YOUR OBJECTIVE
Find the lines containing the word "components" and copy every one of them.

RECORDED INFORMATION
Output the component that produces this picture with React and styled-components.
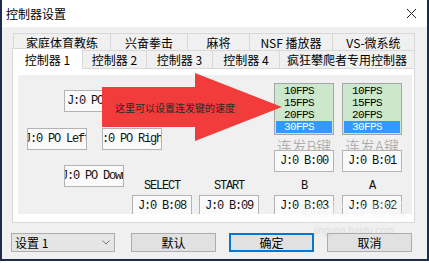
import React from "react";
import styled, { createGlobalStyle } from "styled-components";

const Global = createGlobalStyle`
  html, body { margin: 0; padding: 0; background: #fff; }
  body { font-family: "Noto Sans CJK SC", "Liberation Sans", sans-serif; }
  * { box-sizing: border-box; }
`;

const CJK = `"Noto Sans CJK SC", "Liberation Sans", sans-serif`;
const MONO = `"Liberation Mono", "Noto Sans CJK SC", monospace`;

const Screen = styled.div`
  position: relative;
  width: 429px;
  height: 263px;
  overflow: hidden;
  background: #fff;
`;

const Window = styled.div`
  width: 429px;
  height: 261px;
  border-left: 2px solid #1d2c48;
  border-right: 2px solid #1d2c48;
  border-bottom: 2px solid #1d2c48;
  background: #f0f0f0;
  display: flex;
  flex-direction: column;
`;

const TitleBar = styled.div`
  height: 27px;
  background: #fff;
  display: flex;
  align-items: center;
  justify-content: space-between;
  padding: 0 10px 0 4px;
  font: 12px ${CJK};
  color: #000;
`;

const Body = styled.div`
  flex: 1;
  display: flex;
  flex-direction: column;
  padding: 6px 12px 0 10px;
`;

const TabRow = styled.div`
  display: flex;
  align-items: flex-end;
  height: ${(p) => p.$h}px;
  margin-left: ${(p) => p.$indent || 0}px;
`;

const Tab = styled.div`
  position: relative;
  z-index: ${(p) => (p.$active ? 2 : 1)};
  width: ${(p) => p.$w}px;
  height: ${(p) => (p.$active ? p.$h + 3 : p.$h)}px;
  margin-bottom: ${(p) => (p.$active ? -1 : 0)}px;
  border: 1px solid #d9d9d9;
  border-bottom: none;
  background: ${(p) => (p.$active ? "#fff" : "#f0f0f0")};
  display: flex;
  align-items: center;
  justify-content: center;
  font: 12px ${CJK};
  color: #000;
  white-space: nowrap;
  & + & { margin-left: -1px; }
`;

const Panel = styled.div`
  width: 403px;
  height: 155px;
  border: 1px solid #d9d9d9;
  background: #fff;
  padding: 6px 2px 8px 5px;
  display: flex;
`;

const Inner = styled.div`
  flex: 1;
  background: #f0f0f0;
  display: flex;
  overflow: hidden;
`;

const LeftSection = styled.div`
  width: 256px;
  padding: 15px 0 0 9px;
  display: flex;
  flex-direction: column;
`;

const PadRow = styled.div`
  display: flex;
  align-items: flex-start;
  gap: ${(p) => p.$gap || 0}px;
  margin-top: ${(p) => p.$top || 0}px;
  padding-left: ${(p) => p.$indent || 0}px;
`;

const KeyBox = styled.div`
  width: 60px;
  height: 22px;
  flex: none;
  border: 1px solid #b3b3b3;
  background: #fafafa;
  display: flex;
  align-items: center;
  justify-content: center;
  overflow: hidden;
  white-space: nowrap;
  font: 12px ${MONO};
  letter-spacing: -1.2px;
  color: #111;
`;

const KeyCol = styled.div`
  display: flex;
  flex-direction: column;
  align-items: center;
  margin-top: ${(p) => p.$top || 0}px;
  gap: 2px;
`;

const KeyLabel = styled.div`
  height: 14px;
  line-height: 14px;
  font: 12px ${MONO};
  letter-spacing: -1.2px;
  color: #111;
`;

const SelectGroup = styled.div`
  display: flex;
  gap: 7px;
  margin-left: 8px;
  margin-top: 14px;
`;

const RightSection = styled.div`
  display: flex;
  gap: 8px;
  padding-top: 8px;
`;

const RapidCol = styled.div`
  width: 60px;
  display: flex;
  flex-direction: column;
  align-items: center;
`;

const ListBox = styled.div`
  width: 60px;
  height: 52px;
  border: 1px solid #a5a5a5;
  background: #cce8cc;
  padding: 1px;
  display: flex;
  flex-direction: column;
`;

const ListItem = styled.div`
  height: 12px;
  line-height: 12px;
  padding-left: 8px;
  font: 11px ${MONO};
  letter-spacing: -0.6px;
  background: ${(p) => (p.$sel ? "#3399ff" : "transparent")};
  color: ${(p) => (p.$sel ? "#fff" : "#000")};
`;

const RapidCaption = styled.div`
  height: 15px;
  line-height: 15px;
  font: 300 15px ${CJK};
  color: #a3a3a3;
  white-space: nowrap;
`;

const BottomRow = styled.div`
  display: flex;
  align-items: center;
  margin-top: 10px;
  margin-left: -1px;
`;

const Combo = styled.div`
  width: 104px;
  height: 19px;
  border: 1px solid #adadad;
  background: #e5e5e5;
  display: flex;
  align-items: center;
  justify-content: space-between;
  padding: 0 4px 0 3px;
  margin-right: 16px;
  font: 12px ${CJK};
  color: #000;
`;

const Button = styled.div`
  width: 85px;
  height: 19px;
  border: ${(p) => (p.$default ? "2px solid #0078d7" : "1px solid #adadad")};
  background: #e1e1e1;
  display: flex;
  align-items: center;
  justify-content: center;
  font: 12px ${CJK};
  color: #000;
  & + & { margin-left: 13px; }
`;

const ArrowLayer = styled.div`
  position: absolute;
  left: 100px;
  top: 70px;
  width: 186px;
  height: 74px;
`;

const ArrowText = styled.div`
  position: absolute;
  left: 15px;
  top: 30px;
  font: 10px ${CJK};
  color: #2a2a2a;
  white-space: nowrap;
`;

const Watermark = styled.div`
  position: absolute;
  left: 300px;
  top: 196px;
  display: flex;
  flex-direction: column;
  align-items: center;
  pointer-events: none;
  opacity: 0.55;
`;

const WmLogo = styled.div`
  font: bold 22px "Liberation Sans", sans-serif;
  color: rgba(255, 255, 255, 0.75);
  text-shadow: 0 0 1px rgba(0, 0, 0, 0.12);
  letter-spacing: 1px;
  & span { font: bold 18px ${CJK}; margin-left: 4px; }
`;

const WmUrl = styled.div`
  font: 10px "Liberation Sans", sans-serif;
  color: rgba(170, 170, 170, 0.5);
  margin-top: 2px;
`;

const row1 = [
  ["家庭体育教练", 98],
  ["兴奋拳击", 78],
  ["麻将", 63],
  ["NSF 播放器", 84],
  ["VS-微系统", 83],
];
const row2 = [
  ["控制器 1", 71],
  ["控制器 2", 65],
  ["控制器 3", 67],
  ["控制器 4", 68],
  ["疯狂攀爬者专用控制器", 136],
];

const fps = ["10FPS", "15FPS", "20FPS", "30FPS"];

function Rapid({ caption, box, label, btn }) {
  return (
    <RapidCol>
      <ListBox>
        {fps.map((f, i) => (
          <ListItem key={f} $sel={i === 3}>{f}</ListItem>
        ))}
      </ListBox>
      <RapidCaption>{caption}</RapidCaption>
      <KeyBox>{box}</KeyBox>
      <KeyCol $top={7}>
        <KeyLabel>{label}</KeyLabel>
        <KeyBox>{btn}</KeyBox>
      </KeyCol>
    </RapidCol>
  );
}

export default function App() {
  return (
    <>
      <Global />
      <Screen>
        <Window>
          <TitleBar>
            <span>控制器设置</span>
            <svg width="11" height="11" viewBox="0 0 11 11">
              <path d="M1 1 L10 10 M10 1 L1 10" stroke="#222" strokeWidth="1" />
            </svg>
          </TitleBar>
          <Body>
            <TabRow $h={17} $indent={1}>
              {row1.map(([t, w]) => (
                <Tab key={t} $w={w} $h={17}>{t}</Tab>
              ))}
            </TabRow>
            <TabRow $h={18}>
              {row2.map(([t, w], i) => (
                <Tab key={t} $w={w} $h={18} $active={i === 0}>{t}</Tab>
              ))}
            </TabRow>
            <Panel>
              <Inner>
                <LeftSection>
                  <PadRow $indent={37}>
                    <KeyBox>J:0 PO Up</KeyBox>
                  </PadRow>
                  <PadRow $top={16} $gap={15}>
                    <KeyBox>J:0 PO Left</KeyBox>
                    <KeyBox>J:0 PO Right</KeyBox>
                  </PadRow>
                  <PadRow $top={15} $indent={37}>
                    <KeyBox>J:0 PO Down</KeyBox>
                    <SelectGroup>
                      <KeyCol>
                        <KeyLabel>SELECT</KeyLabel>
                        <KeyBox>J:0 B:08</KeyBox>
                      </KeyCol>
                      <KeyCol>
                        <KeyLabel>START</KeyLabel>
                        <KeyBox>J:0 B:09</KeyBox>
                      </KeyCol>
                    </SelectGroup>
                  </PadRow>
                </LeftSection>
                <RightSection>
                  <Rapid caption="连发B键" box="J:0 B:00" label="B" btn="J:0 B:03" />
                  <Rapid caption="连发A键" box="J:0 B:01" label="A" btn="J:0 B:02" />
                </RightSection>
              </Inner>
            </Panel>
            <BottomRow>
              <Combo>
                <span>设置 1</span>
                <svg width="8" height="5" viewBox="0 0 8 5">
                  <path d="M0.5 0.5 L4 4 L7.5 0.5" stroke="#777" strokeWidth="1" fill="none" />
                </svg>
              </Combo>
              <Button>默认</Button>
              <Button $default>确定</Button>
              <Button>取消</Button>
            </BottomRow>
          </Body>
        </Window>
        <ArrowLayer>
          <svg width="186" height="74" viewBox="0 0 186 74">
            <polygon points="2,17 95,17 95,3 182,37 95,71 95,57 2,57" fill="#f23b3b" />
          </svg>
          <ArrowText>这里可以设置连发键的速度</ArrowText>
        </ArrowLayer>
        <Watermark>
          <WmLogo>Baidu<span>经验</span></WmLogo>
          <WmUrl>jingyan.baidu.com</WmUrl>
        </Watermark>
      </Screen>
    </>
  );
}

COMPLETED EXERCISE
Output the component that produces this picture with React and styled-components.
import styled, { createGlobalStyle } from "styled-components";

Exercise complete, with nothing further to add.